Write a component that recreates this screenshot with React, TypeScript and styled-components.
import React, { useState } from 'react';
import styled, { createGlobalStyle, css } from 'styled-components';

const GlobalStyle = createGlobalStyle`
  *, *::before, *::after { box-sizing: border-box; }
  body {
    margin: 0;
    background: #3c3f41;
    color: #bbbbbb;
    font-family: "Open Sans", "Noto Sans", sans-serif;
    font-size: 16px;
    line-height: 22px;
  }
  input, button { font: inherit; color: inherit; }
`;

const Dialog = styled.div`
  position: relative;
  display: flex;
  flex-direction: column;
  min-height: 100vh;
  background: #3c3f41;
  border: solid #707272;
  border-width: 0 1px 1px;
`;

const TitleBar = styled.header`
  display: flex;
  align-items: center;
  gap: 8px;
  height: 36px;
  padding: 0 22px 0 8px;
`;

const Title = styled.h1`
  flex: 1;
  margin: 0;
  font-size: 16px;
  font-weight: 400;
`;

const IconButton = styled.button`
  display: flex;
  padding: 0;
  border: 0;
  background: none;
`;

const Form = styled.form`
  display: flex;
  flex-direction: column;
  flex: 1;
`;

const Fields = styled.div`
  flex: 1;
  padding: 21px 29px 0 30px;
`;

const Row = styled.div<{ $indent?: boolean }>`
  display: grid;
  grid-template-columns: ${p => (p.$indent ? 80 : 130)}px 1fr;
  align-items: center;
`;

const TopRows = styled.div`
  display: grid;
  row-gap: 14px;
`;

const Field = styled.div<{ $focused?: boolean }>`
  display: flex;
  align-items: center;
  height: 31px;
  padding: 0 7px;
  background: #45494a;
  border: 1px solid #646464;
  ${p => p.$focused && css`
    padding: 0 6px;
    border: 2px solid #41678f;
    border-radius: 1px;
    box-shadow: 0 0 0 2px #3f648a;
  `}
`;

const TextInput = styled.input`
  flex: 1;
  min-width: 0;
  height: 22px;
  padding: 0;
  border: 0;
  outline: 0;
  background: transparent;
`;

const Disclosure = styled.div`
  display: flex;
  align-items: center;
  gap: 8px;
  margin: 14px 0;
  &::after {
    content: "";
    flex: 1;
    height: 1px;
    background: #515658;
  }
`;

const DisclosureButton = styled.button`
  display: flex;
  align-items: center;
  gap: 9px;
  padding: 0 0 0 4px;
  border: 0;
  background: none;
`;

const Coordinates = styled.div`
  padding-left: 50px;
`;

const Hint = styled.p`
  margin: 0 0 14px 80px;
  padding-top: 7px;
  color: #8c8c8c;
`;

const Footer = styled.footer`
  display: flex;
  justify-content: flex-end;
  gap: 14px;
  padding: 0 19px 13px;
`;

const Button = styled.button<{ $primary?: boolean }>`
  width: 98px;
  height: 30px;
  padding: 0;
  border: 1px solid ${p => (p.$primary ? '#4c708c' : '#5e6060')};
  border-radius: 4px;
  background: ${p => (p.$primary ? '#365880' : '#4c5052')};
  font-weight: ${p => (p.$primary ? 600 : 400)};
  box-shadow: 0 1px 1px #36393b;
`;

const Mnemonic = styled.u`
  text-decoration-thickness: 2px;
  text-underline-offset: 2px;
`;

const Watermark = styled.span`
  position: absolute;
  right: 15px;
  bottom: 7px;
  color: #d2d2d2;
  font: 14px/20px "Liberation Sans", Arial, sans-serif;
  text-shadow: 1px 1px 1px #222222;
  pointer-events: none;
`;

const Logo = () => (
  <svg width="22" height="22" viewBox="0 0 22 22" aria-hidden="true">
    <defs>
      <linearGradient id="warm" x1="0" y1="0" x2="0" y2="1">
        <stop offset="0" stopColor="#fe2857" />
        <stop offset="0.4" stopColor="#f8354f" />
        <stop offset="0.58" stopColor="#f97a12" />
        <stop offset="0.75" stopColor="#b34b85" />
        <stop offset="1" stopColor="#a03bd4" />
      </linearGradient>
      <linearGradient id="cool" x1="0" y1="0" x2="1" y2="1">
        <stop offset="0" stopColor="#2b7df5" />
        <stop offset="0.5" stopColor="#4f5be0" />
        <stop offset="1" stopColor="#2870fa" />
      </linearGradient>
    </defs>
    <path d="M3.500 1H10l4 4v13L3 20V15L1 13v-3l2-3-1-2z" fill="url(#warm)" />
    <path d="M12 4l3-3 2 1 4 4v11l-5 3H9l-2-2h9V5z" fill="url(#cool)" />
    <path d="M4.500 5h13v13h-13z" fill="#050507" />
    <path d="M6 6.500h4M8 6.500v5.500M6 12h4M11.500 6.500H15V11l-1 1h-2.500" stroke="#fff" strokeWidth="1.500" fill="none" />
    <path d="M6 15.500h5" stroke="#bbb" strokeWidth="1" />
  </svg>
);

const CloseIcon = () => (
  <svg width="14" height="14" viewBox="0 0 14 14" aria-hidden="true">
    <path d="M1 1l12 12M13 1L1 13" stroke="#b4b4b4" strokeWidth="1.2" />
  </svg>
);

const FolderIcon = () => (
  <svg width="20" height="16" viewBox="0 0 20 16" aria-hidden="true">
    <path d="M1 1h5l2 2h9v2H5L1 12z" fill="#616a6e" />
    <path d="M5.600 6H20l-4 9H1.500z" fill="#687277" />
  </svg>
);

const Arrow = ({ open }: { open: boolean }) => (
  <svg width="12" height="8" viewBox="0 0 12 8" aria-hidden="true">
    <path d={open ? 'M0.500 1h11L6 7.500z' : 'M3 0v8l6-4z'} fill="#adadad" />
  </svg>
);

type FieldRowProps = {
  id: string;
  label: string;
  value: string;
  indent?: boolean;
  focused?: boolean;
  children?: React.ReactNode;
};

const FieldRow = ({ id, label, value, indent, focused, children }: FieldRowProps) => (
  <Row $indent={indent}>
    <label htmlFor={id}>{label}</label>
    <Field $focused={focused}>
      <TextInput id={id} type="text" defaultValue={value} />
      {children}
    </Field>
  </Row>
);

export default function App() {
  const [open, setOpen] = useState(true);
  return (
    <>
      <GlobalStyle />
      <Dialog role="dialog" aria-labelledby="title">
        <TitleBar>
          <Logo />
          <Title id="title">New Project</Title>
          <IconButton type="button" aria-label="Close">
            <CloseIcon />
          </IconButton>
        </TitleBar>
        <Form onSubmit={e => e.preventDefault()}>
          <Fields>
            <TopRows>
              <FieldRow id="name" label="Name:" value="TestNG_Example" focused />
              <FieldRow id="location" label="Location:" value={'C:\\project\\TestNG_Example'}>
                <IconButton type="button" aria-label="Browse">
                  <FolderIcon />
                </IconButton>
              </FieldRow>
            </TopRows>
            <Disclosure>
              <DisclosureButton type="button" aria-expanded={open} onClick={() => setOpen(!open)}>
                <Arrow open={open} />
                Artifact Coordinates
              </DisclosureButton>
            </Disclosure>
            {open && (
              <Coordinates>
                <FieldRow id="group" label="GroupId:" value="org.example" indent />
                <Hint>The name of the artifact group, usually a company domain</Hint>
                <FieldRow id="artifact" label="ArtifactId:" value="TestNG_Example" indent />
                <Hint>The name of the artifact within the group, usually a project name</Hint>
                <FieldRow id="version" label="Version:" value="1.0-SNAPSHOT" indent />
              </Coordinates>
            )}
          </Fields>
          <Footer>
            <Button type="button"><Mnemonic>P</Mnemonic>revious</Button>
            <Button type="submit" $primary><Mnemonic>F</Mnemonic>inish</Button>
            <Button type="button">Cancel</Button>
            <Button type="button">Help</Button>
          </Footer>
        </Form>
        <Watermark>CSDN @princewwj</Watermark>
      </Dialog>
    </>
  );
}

## AIM OF THE EXERCISE
Copy the material above verbatim.

## FULL OUTPUT
Write a component that recreates this screenshot with React, TypeScript and styled-components.
import React, { useState } from 'react';
import styled, { createGlobalStyle, css } from 'styled-components';

const GlobalStyle = createGlobalStyle`
  *, *::before, *::after { box-sizing: border-box; }
  body {
    margin: 0;
    background: #3c3f41;
    color: #bbbbbb;
    font-family: "Open Sans", "Noto Sans", sans-serif;
    font-size: 16px;
    line-height: 22px;
  }
  input, button { font: inherit; color: inherit; }
`;

const Dialog = styled.div`
  position: relative;
  display: flex;
  flex-direction: column;
  min-height: 100vh;
  background: #3c3f41;
  border: solid #707272;
  border-width: 0 1px 1px;
`;

const TitleBar = styled.header`
  display: flex;
  align-items: center;
  gap: 8px;
  height: 36px;
  padding: 0 22px 0 8px;
`;

const Title = styled.h1`
  flex: 1;
  margin: 0;
  font-size: 16px;
  font-weight: 400;
`;

const IconButton = styled.button`
  display: flex;
  padding: 0;
  border: 0;
  background: none;
`;

const Form = styled.form`
  display: flex;
  flex-direction: column;
  flex: 1;
`;

const Fields = styled.div`
  flex: 1;
  padding: 21px 29px 0 30px;
`;

const Row = styled.div<{ $indent?: boolean }>`
  display: grid;
  grid-template-columns: ${p => (p.$indent ? 80 : 130)}px 1fr;
  align-items: center;
`;

const TopRows = styled.div`
  display: grid;
  row-gap: 14px;
`;

const Field = styled.div<{ $focused?: boolean }>`
  display: flex;
  align-items: center;
  height: 31px;
  padding: 0 7px;
  background: #45494a;
  border: 1px solid #646464;
  ${p => p.$focused && css`
    padding: 0 6px;
    border: 2px solid #41678f;
    border-radius: 1px;
    box-shadow: 0 0 0 2px #3f648a;
  `}
`;

const TextInput = styled.input`
  flex: 1;
  min-width: 0;
  height: 22px;
  padding: 0;
  border: 0;
  outline: 0;
  background: transparent;
`;

const Disclosure = styled.div`
  display: flex;
  align-items: center;
  gap: 8px;
  margin: 14px 0;
  &::after {
    content: "";
    flex: 1;
    height: 1px;
    background: #515658;
  }
`;

const DisclosureButton = styled.button`
  display: flex;
  align-items: center;
  gap: 9px;
  padding: 0 0 0 4px;
  border: 0;
  background: none;
`;

const Coordinates = styled.div`
  padding-left: 50px;
`;

const Hint = styled.p`
  margin: 0 0 14px 80px;
  padding-top: 7px;
  color: #8c8c8c;
`;

const Footer = styled.footer`
  display: flex;
  justify-content: flex-end;
  gap: 14px;
  padding: 0 19px 13px;
`;

const Button = styled.button<{ $primary?: boolean }>`
  width: 98px;
  height: 30px;
  padding: 0;
  border: 1px solid ${p => (p.$primary ? '#4c708c' : '#5e6060')};
  border-radius: 4px;
  background: ${p => (p.$primary ? '#365880' : '#4c5052')};
  font-weight: ${p => (p.$primary ? 600 : 400)};
  box-shadow: 0 1px 1px #36393b;
`;

const Mnemonic = styled.u`
  text-decoration-thickness: 2px;
  text-underline-offset: 2px;
`;

const Watermark = styled.span`
  position: absolute;
  right: 15px;
  bottom: 7px;
  color: #d2d2d2;
  font: 14px/20px "Liberation Sans", Arial, sans-serif;
  text-shadow: 1px 1px 1px #222222;
  pointer-events: none;
`;

const Logo = () => (
  <svg width="22" height="22" viewBox="0 0 22 22" aria-hidden="true">
    <defs>
      <linearGradient id="warm" x1="0" y1="0" x2="0" y2="1">
        <stop offset="0" stopColor="#fe2857" />
        <stop offset="0.4" stopColor="#f8354f" />
        <stop offset="0.58" stopColor="#f97a12" />
        <stop offset="0.75" stopColor="#b34b85" />
        <stop offset="1" stopColor="#a03bd4" />
      </linearGradient>
      <linearGradient id="cool" x1="0" y1="0" x2="1" y2="1">
        <stop offset="0" stopColor="#2b7df5" />
        <stop offset="0.5" stopColor="#4f5be0" />
        <stop offset="1" stopColor="#2870fa" />
      </linearGradient>
    </defs>
    <path d="M3.500 1H10l4 4v13L3 20V15L1 13v-3l2-3-1-2z" fill="url(#warm)" />
    <path d="M12 4l3-3 2 1 4 4v11l-5 3H9l-2-2h9V5z" fill="url(#cool)" />
    <path d="M4.500 5h13v13h-13z" fill="#050507" />
    <path d="M6 6.500h4M8 6.500v5.500M6 12h4M11.500 6.500H15V11l-1 1h-2.500" stroke="#fff" strokeWidth="1.500" fill="none" />
    <path d="M6 15.500h5" stroke="#bbb" strokeWidth="1" />
  </svg>
);

const CloseIcon = () => (
  <svg width="14" height="14" viewBox="0 0 14 14" aria-hidden="true">
    <path d="M1 1l12 12M13 1L1 13" stroke="#b4b4b4" strokeWidth="1.2" />
  </svg>
);

const FolderIcon = () => (
  <svg width="20" height="16" viewBox="0 0 20 16" aria-hidden="true">
    <path d="M1 1h5l2 2h9v2H5L1 12z" fill="#616a6e" />
    <path d="M5.600 6H20l-4 9H1.500z" fill="#687277" />
  </svg>
);

const Arrow = ({ open }: { open: boolean }) => (
  <svg width="12" height="8" viewBox="0 0 12 8" aria-hidden="true">
    <path d={open ? 'M0.500 1h11L6 7.500z' : 'M3 0v8l6-4z'} fill="#adadad" />
  </svg>
);

type FieldRowProps = {
  id: string;
  label: string;
  value: string;
  indent?: boolean;
  focused?: boolean;
  children?: React.ReactNode;
};

const FieldRow = ({ id, label, value, indent, focused, children }: FieldRowProps) => (
  <Row $indent={indent}>
    <label htmlFor={id}>{label}</label>
    <Field $focused={focused}>
      <TextInput id={id} type="text" defaultValue={value} />
      {children}
    </Field>
  </Row>
);

export default function App() {
  const [open, setOpen] = useState(true);
  return (
    <>
      <GlobalStyle />
      <Dialog role="dialog" aria-labelledby="title">
        <TitleBar>
          <Logo />
          <Title id="title">New Project</Title>
          <IconButton type="button" aria-label="Close">
            <CloseIcon />
          </IconButton>
        </TitleBar>
        <Form onSubmit={e => e.preventDefault()}>
          <Fields>
            <TopRows>
              <FieldRow id="name" label="Name:" value="TestNG_Example" focused />
              <FieldRow id="location" label="Location:" value={'C:\\project\\TestNG_Example'}>
                <IconButton type="button" aria-label="Browse">
                  <FolderIcon />
                </IconButton>
              </FieldRow>
            </TopRows>
            <Disclosure>
              <DisclosureButton type="button" aria-expanded={open} onClick={() => setOpen(!open)}>
                <Arrow open={open} />
                Artifact Coordinates
              </DisclosureButton>
            </Disclosure>
            {open && (
              <Coordinates>
                <FieldRow id="group" label="GroupId:" value="org.example" indent />
                <Hint>The name of the artifact group, usually a company domain</Hint>
                <FieldRow id="artifact" label="ArtifactId:" value="TestNG_Example" indent />
                <Hint>The name of the artifact within the group, usually a project name</Hint>
                <FieldRow id="version" label="Version:" value="1.0-SNAPSHOT" indent />
              </Coordinates>
            )}
          </Fields>
          <Footer>
            <Button type="button"><Mnemonic>P</Mnemonic>revious</Button>
            <Button type="submit" $primary><Mnemonic>F</Mnemonic>inish</Button>
            <Button type="button">Cancel</Button>
            <Button type="button">Help</Button>
          </Footer>
        </Form>
        <Watermark>CSDN @princewwj</Watermark>
      </Dialog>
    </>
  );
}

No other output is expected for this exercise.